• _RECORDED INFORMATION_:
○ ○ ○ ○ ○ ○ ○
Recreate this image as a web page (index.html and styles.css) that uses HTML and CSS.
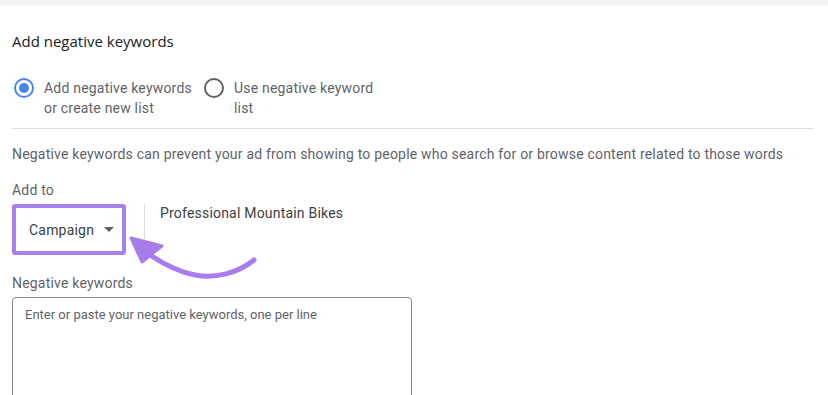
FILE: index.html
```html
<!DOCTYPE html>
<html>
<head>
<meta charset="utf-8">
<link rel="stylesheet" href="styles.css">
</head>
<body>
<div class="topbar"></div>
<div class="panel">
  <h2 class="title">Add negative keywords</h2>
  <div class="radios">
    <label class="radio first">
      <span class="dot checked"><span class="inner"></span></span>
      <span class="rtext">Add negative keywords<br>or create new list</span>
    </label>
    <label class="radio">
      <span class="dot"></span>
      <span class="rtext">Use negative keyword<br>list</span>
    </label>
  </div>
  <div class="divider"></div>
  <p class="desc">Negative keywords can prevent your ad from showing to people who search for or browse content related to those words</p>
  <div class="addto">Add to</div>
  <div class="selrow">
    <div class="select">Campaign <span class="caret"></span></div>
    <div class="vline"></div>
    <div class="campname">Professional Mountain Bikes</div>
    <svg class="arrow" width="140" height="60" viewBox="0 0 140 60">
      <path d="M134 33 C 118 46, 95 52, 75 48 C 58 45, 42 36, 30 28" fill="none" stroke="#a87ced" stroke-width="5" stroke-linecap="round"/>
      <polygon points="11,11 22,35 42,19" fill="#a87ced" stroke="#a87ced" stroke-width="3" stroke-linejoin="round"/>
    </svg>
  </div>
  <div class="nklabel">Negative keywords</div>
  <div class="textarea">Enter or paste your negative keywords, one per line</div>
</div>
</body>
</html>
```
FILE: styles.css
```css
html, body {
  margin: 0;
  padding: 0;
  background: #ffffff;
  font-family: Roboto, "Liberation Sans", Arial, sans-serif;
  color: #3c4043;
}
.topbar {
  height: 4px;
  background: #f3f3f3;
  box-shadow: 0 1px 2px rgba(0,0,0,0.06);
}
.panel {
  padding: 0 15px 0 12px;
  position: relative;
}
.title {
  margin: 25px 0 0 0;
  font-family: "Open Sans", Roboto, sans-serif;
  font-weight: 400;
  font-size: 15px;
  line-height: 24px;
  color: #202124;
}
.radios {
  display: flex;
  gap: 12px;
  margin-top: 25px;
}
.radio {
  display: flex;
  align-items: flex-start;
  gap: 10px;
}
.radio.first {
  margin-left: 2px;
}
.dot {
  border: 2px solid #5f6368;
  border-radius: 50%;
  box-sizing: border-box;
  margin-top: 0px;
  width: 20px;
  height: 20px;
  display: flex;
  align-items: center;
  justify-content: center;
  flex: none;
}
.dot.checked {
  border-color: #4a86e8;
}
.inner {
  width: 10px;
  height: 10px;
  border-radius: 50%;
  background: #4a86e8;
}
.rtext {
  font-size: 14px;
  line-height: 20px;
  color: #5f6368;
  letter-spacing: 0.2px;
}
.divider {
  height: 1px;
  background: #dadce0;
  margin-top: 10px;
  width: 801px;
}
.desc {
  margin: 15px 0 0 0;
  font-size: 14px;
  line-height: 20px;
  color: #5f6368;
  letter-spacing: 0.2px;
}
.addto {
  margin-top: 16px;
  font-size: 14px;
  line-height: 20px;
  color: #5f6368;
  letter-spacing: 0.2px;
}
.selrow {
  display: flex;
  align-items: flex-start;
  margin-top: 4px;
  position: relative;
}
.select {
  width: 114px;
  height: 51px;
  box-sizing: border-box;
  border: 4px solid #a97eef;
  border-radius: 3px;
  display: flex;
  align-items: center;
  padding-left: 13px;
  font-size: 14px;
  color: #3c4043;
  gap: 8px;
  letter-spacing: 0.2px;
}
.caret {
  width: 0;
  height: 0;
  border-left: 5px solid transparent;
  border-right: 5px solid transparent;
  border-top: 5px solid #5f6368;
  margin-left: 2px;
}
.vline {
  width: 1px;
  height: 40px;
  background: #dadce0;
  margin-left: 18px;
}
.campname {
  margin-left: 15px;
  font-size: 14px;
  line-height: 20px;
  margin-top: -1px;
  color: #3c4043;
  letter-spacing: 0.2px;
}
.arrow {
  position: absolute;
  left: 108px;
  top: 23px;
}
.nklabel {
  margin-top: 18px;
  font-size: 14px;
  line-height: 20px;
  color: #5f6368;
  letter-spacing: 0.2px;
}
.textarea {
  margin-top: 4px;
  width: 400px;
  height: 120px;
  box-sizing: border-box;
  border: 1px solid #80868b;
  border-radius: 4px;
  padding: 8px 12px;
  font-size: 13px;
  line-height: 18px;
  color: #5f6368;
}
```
○ ○ ○ ○ ○ ○ ○
All of the material above should be reproduced exactly, except the pictures.

Recreate this image as a web page (index.html and styles.css) that uses HTML and CSS.
FILE: index.html
```html
<!DOCTYPE html>
<html>
<head>
<meta charset="utf-8">
<link rel="stylesheet" href="styles.css">
</head>
<body>
<div class="topbar"></div>
<div class="panel">
  <h2 class="title">Add negative keywords</h2>
  <div class="radios">
    <label class="radio first">
      <span class="dot checked"><span class="inner"></span></span>
      <span class="rtext">Add negative keywords<br>or create new list</span>
    </label>
    <label class="radio">
      <span class="dot"></span>
      <span class="rtext">Use negative keyword<br>list</span>
    </label>
  </div>
  <div class="divider"></div>
  <p class="desc">Negative keywords can prevent your ad from showing to people who search for or browse content related to those words</p>
  <div class="addto">Add to</div>
  <div class="selrow">
    <div class="select">Campaign <span class="caret"></span></div>
    <div class="vline"></div>
    <div class="campname">Professional Mountain Bikes</div>
    <svg class="arrow" width="140" height="60" viewBox="0 0 140 60">
      <path d="M134 33 C 118 46, 95 52, 75 48 C 58 45, 42 36, 30 28" fill="none" stroke="#a87ced" stroke-width="5" stroke-linecap="round"/>
      <polygon points="11,11 22,35 42,19" fill="#a87ced" stroke="#a87ced" stroke-width="3" stroke-linejoin="round"/>
    </svg>
  </div>
  <div class="nklabel">Negative keywords</div>
  <div class="textarea">Enter or paste your negative keywords, one per line</div>
</div>
</body>
</html>
```
FILE: styles.css
```css
html, body {
  margin: 0;
  padding: 0;
  background: #ffffff;
  font-family: Roboto, "Liberation Sans", Arial, sans-serif;
  color: #3c4043;
}
.topbar {
  height: 4px;
  background: #f3f3f3;
  box-shadow: 0 1px 2px rgba(0,0,0,0.06);
}
.panel {
  padding: 0 15px 0 12px;
  position: relative;
}
.title {
  margin: 25px 0 0 0;
  font-family: "Open Sans", Roboto, sans-serif;
  font-weight: 400;
  font-size: 15px;
  line-height: 24px;
  color: #202124;
}
.radios {
  display: flex;
  gap: 12px;
  margin-top: 25px;
}
.radio {
  display: flex;
  align-items: flex-start;
  gap: 10px;
}
.radio.first {
  margin-left: 2px;
}
.dot {
  border: 2px solid #5f6368;
  border-radius: 50%;
  box-sizing: border-box;
  margin-top: 0px;
  width: 20px;
  height: 20px;
  display: flex;
  align-items: center;
  justify-content: center;
  flex: none;
}
.dot.checked {
  border-color: #4a86e8;
}
.inner {
  width: 10px;
  height: 10px;
  border-radius: 50%;
  background: #4a86e8;
}
.rtext {
  font-size: 14px;
  line-height: 20px;
  color: #5f6368;
  letter-spacing: 0.2px;
}
.divider {
  height: 1px;
  background: #dadce0;
  margin-top: 10px;
  width: 801px;
}
.desc {
  margin: 15px 0 0 0;
  font-size: 14px;
  line-height: 20px;
  color: #5f6368;
  letter-spacing: 0.2px;
}
.addto {
  margin-top: 16px;
  font-size: 14px;
  line-height: 20px;
  color: #5f6368;
  letter-spacing: 0.2px;
}
.selrow {
  display: flex;
  align-items: flex-start;
  margin-top: 4px;
  position: relative;
}
.select {
  width: 114px;
  height: 51px;
  box-sizing: border-box;
  border: 4px solid #a97eef;
  border-radius: 3px;
  display: flex;
  align-items: center;
  padding-left: 13px;
  font-size: 14px;
  color: #3c4043;
  gap: 8px;
  letter-spacing: 0.2px;
}
.caret {
  width: 0;
  height: 0;
  border-left: 5px solid transparent;
  border-right: 5px solid transparent;
  border-top: 5px solid #5f6368;
  margin-left: 2px;
}
.vline {
  width: 1px;
  height: 40px;
  background: #dadce0;
  margin-left: 18px;
}
.campname {
  margin-left: 15px;
  font-size: 14px;
  line-height: 20px;
  margin-top: -1px;
  color: #3c4043;
  letter-spacing: 0.2px;
}
.arrow {
  position: absolute;
  left: 108px;
  top: 23px;
}
.nklabel {
  margin-top: 18px;
  font-size: 14px;
  line-height: 20px;
  color: #5f6368;
  letter-spacing: 0.2px;
}
.textarea {
  margin-top: 4px;
  width: 400px;
  height: 120px;
  box-sizing: border-box;
  border: 1px solid #80868b;
  border-radius: 4px;
  padding: 8px 12px;
  font-size: 13px;
  line-height: 18px;
  color: #5f6368;
}
```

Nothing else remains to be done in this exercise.